*What this task involves*: What lines of the data hold the string "components"? Pull each one out.

━━━ Collected material ━━━

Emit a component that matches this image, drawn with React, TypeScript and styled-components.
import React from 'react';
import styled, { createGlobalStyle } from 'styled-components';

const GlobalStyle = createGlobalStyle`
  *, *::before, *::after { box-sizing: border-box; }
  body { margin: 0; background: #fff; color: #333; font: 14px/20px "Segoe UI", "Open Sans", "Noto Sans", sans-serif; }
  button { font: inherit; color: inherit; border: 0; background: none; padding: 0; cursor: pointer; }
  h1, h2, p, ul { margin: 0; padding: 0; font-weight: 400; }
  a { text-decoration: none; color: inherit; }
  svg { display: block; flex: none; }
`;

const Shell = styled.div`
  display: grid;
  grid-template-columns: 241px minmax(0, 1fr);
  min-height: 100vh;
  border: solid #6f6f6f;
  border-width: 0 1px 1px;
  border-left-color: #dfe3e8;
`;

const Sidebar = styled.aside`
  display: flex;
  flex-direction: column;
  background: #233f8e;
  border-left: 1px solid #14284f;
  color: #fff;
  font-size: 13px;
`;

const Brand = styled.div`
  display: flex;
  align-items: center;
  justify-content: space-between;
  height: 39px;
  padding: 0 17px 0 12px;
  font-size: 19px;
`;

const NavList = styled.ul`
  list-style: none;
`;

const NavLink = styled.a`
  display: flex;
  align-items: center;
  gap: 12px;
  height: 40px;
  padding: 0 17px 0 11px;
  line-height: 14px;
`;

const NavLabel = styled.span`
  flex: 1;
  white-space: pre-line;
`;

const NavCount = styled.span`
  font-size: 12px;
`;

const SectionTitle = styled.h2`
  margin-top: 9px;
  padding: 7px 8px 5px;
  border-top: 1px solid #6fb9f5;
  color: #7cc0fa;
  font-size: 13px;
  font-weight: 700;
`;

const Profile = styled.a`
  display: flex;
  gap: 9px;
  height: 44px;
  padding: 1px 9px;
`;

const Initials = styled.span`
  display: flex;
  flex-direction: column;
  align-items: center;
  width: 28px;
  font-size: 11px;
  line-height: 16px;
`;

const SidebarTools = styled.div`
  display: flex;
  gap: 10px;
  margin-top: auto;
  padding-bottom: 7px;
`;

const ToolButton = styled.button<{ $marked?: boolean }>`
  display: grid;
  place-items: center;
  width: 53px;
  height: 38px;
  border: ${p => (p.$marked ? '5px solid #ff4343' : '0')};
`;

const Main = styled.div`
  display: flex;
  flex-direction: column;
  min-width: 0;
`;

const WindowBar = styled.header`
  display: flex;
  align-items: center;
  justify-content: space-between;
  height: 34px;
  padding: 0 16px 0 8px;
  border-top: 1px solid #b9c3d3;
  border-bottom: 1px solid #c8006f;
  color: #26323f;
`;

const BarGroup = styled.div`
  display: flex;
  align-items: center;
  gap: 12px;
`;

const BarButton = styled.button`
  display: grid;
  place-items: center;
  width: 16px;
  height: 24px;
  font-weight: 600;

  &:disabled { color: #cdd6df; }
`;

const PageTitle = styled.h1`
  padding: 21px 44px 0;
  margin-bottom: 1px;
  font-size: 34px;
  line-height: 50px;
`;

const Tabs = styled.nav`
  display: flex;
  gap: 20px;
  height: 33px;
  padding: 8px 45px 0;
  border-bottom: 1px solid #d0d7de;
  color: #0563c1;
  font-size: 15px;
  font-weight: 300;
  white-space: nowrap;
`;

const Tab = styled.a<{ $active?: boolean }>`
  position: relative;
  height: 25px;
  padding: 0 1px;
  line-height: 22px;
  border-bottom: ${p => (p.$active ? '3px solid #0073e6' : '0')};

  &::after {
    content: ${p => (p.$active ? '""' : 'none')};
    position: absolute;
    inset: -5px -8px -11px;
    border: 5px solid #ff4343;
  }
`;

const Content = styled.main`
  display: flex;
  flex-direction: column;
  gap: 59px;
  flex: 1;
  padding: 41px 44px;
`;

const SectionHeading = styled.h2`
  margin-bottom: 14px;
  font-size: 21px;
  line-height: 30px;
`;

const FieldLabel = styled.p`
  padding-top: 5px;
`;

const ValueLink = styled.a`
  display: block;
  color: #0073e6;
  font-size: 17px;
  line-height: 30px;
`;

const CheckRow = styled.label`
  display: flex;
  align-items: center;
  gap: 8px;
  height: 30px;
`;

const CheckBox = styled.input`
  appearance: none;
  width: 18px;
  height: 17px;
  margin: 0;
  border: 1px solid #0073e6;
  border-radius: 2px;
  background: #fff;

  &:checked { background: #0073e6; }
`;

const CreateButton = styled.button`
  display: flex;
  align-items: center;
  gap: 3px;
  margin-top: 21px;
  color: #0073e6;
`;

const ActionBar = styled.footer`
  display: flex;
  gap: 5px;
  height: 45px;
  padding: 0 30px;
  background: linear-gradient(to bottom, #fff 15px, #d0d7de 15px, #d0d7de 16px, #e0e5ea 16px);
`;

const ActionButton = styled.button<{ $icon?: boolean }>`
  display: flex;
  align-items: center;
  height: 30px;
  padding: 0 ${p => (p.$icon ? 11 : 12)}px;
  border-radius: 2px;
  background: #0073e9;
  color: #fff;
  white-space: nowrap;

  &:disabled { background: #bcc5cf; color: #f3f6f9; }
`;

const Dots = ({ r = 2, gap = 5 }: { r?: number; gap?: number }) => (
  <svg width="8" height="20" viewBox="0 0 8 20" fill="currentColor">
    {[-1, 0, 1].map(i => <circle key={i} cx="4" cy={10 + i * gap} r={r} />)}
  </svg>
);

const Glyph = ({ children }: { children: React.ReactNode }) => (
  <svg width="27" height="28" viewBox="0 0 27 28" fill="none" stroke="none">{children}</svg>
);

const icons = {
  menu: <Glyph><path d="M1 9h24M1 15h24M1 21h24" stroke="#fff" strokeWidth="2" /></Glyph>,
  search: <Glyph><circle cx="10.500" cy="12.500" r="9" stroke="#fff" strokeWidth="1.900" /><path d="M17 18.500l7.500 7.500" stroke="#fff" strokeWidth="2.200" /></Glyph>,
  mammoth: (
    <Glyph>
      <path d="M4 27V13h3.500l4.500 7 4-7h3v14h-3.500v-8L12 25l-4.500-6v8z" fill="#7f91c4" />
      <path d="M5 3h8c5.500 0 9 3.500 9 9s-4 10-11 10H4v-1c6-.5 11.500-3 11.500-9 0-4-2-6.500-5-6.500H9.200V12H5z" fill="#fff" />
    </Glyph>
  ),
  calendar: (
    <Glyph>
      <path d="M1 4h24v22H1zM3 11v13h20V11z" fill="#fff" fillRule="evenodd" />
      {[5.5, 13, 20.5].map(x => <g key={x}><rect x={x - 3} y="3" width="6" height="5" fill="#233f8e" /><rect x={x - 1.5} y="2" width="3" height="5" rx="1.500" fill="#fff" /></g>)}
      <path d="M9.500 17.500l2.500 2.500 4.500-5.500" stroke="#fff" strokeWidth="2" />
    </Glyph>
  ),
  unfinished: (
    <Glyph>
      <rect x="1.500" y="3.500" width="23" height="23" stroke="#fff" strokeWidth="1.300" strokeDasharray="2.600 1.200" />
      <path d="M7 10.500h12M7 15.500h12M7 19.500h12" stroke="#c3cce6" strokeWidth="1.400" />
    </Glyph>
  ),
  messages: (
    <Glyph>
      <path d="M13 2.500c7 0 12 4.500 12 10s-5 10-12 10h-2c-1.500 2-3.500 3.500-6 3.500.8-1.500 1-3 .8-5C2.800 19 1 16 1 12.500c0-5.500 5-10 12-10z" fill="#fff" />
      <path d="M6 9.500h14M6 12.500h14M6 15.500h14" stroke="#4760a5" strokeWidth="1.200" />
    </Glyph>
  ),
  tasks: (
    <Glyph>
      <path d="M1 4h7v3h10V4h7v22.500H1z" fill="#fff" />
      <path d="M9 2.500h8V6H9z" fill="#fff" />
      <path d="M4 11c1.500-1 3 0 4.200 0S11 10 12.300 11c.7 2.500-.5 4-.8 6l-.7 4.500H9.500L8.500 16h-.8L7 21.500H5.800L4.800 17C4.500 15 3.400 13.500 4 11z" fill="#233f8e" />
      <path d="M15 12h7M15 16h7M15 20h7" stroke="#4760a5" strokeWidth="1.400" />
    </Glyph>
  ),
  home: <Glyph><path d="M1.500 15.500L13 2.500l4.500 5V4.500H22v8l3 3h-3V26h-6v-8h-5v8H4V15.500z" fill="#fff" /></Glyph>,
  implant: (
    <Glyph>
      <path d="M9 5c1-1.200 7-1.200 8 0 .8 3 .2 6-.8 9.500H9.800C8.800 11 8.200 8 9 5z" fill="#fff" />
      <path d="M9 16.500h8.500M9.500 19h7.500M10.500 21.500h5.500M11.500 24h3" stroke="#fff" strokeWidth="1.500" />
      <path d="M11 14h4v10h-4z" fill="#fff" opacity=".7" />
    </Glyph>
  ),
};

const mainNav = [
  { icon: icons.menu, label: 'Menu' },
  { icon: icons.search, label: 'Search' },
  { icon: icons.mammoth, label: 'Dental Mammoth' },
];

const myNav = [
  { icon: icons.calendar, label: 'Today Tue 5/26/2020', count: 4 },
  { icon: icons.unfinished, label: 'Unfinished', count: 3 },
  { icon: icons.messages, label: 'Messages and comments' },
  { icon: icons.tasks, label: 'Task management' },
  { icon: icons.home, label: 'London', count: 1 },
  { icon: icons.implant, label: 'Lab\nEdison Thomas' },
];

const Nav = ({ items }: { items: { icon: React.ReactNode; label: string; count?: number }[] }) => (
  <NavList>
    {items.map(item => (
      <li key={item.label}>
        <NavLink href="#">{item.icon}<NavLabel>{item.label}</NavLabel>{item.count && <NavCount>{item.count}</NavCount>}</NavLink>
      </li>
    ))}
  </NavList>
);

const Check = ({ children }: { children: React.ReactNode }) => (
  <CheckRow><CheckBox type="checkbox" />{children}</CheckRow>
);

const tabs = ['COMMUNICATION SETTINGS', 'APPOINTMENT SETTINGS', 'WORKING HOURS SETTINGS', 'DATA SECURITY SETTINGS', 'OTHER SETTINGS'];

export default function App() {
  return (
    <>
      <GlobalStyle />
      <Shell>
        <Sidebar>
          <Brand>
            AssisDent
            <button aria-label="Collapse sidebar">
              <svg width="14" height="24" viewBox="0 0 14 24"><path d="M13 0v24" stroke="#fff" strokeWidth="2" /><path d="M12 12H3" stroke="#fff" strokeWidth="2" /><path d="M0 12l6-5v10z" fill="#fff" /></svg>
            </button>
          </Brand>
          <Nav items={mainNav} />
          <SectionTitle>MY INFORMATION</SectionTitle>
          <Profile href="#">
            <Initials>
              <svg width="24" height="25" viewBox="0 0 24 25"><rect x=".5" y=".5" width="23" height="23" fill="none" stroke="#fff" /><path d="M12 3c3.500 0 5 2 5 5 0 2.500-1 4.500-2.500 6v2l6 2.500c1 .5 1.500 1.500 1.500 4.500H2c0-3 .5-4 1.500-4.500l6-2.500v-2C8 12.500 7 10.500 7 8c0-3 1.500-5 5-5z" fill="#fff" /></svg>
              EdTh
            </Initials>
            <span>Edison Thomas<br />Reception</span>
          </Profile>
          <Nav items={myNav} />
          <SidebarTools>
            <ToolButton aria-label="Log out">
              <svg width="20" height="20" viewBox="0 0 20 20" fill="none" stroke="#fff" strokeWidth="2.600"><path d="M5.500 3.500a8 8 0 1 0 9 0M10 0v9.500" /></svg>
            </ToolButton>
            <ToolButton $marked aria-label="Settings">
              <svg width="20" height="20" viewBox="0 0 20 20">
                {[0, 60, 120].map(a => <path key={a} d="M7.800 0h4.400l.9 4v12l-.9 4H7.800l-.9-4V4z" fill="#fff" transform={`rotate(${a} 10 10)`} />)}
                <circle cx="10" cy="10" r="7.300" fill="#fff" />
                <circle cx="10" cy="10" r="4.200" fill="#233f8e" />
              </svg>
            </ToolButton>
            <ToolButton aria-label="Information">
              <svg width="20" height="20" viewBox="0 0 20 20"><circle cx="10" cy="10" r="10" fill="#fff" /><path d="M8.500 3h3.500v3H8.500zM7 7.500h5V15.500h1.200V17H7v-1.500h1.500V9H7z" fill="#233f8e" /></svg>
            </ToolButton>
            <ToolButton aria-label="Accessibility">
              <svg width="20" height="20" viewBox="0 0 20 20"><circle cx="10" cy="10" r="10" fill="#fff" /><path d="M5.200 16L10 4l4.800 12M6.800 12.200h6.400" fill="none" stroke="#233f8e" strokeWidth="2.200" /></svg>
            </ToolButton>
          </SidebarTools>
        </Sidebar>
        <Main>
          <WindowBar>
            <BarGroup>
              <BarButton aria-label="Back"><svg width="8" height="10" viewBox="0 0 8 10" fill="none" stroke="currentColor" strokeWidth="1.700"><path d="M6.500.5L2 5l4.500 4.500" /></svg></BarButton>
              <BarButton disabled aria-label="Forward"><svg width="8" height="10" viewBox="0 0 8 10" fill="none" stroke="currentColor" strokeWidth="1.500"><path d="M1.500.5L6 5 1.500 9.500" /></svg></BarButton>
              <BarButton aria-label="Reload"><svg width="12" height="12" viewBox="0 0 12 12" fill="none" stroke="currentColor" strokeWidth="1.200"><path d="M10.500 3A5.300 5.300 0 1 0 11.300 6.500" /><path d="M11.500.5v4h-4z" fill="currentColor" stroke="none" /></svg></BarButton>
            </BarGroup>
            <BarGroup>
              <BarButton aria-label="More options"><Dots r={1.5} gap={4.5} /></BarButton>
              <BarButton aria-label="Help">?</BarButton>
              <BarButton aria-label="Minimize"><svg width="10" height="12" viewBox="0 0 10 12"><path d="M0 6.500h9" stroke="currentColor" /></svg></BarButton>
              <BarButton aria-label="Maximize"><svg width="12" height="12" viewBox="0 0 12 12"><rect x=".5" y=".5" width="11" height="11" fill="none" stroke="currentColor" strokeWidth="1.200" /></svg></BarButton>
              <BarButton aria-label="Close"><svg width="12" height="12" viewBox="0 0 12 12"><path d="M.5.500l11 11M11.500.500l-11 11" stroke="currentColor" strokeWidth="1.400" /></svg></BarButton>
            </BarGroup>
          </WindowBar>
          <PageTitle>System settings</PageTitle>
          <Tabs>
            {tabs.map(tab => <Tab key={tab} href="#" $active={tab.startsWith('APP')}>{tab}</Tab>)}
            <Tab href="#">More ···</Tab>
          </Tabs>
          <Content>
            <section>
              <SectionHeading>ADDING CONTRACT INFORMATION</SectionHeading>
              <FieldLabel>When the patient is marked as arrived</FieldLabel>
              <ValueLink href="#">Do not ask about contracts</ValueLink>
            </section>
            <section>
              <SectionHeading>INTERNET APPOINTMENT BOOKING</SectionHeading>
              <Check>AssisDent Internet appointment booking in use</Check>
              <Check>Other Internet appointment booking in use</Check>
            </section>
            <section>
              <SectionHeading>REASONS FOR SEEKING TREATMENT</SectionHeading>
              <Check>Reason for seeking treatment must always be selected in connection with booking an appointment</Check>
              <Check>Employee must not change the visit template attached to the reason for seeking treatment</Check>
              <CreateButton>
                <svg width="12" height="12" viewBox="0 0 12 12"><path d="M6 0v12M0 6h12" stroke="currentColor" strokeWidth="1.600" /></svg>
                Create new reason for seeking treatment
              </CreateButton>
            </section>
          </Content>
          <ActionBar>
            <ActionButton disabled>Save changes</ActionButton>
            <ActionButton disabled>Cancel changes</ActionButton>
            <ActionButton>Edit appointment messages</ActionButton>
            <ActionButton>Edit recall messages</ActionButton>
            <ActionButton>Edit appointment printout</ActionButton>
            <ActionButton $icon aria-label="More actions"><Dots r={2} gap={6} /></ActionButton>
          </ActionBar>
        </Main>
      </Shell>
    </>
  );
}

━━━

*Solution to this exercise*:
Emit a component that matches this image, drawn with React, TypeScript and styled-components.
import styled, { createGlobalStyle } from 'styled-components';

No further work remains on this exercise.